# [Exercise description]
Count every line where "this" occurs. Give the total alone.

# [Records to process]
——

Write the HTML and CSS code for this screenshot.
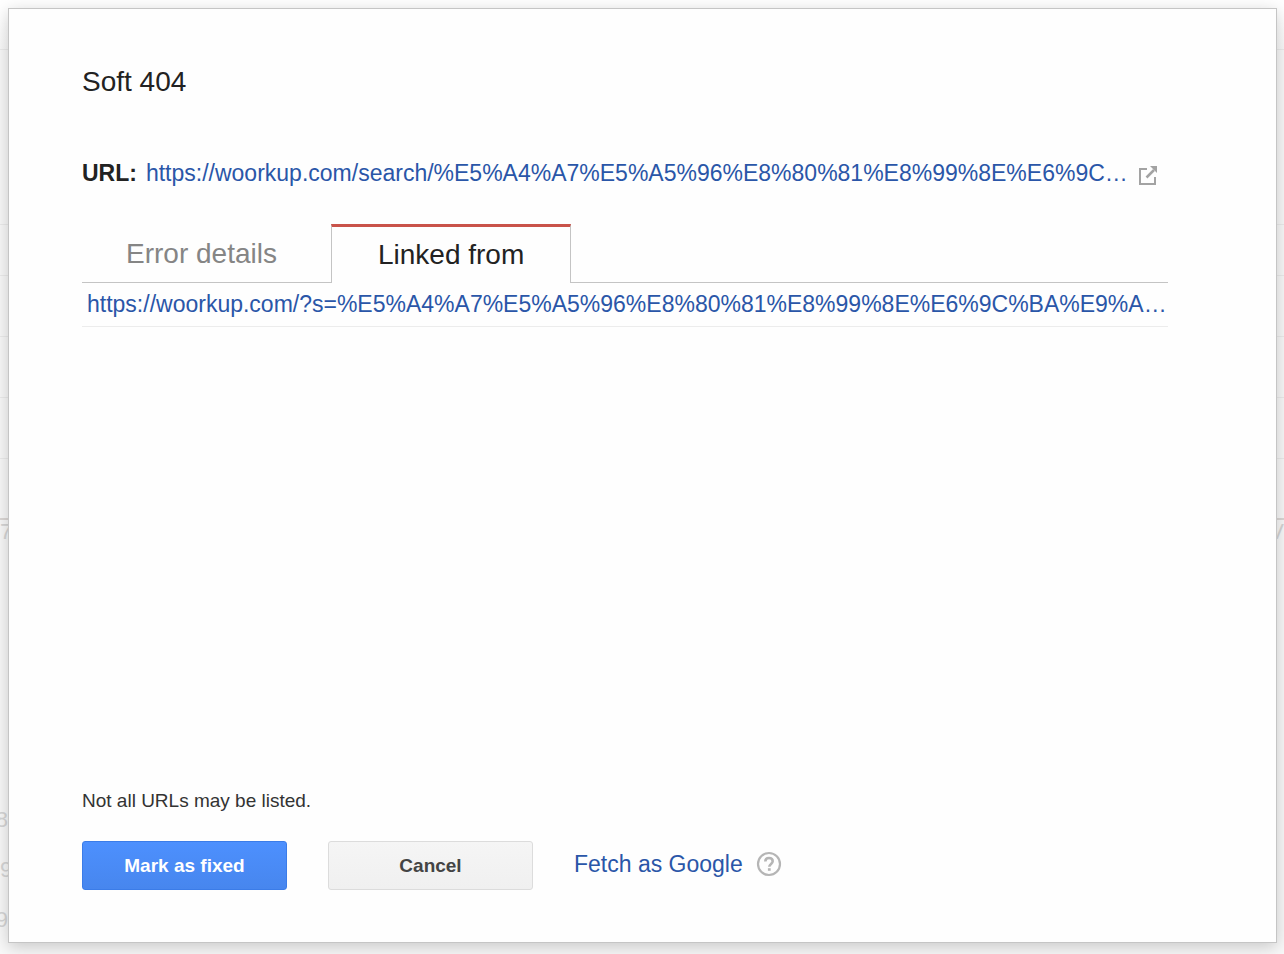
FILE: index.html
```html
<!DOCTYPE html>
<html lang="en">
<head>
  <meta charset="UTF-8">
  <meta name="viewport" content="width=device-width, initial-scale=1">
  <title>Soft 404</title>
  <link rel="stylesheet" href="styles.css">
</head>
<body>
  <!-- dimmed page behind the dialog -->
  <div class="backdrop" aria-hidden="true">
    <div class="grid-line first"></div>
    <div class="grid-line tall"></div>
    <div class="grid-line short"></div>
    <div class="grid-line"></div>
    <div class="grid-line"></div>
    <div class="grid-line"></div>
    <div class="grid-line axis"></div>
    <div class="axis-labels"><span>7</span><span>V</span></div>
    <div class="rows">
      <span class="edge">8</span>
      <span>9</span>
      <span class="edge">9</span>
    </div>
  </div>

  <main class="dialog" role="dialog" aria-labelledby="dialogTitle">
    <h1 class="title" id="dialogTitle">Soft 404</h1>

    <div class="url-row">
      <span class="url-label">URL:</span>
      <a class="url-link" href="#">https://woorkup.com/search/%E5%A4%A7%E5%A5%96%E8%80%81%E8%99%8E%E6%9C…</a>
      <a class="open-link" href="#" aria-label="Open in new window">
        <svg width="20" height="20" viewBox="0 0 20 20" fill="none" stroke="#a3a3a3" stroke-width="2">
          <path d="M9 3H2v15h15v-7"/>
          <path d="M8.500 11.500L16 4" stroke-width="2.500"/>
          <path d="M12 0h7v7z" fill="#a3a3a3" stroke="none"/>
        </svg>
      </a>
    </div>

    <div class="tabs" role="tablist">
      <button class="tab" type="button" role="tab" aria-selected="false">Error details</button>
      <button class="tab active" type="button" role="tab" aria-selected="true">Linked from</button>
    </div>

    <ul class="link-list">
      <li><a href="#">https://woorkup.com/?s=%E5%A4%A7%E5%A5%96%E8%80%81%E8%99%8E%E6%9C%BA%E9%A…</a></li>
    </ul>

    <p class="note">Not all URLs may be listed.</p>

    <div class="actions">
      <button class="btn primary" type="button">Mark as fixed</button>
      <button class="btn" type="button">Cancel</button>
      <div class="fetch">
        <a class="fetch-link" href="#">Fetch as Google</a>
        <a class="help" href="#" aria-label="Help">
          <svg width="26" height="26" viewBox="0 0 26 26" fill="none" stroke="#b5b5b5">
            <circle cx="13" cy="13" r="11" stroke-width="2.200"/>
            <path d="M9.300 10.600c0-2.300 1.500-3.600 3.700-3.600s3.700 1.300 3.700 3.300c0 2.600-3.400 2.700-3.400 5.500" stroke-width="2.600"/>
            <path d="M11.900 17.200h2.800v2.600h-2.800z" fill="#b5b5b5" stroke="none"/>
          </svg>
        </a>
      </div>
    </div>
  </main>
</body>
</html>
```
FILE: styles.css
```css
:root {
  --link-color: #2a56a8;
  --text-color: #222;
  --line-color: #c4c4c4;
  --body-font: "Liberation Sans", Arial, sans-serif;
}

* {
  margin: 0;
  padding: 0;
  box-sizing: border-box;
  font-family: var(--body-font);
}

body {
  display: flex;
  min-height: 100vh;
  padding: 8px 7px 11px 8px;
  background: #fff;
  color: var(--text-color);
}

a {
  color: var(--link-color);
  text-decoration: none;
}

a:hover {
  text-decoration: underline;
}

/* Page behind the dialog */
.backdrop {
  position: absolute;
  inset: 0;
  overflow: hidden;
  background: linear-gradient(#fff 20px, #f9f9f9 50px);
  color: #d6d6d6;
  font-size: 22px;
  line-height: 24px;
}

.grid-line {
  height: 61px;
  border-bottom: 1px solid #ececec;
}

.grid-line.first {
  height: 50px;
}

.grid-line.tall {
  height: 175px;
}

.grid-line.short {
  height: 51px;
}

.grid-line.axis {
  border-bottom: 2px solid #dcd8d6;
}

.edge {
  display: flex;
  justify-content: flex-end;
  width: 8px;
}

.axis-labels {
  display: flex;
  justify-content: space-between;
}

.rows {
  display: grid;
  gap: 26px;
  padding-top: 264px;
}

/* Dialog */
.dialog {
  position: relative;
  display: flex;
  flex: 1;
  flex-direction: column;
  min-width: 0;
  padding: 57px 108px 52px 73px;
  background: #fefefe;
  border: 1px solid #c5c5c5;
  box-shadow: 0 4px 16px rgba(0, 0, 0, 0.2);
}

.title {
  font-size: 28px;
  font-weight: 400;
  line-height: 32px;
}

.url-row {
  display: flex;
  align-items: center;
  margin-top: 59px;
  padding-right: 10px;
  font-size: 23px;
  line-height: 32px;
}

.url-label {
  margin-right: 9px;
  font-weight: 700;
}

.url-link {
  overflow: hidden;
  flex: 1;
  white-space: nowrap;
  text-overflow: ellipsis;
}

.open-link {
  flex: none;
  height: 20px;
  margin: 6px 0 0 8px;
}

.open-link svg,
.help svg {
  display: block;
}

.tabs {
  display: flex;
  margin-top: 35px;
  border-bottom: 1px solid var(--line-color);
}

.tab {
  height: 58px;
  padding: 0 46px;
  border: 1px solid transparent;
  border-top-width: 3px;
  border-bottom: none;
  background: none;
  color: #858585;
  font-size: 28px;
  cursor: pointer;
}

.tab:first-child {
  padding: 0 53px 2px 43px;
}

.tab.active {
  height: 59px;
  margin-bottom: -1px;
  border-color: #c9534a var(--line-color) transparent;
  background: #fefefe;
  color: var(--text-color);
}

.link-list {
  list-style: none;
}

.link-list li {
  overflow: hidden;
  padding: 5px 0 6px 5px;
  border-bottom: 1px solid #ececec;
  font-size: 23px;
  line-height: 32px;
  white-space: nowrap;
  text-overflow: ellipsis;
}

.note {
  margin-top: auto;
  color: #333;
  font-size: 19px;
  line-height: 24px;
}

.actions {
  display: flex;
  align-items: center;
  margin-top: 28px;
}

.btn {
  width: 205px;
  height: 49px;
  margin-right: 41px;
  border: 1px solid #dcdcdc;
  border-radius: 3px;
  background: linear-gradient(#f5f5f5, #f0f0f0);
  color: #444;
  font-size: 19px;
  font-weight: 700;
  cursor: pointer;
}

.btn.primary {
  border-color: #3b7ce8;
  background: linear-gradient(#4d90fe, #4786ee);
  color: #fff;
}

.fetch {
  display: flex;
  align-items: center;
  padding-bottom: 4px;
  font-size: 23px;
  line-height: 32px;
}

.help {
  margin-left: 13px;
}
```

——

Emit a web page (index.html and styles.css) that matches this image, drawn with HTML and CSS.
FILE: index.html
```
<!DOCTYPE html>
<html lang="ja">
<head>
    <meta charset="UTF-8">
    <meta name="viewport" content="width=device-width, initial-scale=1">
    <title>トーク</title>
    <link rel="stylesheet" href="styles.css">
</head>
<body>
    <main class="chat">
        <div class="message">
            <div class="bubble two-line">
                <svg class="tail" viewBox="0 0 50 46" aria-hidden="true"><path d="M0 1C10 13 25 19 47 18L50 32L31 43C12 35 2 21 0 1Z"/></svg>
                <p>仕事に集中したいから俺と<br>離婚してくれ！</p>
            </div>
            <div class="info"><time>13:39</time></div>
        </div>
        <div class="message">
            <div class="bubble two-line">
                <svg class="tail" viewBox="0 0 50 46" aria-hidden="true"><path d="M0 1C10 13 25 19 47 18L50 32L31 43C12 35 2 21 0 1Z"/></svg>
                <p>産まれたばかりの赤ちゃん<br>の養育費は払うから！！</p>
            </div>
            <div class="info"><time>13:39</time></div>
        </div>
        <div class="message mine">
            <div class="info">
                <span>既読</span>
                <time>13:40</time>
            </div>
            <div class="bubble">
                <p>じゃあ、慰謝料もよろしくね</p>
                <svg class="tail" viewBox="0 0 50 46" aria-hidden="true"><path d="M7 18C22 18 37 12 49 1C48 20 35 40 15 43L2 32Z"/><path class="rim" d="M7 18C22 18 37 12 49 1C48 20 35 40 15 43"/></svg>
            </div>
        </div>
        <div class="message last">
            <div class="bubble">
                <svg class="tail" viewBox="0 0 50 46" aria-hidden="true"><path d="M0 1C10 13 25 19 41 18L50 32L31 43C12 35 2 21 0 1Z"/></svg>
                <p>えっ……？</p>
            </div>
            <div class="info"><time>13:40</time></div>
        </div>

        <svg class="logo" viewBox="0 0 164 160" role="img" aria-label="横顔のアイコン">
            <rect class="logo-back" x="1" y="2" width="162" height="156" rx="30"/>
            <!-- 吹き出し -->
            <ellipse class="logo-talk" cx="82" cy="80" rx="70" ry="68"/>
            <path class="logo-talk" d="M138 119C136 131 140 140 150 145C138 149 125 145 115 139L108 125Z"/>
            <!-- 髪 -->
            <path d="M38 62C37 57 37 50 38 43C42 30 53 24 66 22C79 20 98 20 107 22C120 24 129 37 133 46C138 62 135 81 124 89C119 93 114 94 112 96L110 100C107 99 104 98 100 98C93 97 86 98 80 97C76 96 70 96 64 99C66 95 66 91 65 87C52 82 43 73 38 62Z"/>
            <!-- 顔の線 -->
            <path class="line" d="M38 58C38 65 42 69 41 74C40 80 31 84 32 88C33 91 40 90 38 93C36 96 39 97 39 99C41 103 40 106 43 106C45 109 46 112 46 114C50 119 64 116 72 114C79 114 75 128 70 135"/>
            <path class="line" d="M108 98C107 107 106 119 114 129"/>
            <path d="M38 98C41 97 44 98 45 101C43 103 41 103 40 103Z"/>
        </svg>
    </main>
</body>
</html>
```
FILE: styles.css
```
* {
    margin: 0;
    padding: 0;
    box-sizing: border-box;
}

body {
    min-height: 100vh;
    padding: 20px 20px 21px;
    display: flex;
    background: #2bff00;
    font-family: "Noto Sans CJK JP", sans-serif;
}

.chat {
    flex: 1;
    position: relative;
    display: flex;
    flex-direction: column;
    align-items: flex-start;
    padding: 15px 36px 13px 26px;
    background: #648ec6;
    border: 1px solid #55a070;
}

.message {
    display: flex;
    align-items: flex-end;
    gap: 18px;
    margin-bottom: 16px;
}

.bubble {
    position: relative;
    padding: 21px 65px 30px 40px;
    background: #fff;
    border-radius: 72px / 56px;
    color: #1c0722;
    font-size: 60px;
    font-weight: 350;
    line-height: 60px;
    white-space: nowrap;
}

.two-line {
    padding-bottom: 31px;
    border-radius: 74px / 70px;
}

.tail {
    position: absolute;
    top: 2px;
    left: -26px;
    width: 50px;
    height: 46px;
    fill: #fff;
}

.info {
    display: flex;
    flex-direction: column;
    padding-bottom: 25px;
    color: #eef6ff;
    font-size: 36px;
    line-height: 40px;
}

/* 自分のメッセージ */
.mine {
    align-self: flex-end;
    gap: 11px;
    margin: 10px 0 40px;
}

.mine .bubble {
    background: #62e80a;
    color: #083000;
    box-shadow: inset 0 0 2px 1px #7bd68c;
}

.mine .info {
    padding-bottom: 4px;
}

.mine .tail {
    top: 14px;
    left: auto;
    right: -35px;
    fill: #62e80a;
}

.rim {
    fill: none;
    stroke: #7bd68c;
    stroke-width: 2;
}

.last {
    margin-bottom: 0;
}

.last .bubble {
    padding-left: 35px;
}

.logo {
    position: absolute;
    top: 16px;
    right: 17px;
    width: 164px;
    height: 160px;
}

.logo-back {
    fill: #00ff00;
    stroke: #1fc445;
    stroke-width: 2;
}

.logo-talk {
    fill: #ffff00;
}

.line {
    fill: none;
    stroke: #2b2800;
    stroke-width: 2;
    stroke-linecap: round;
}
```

——

# [Answer]
2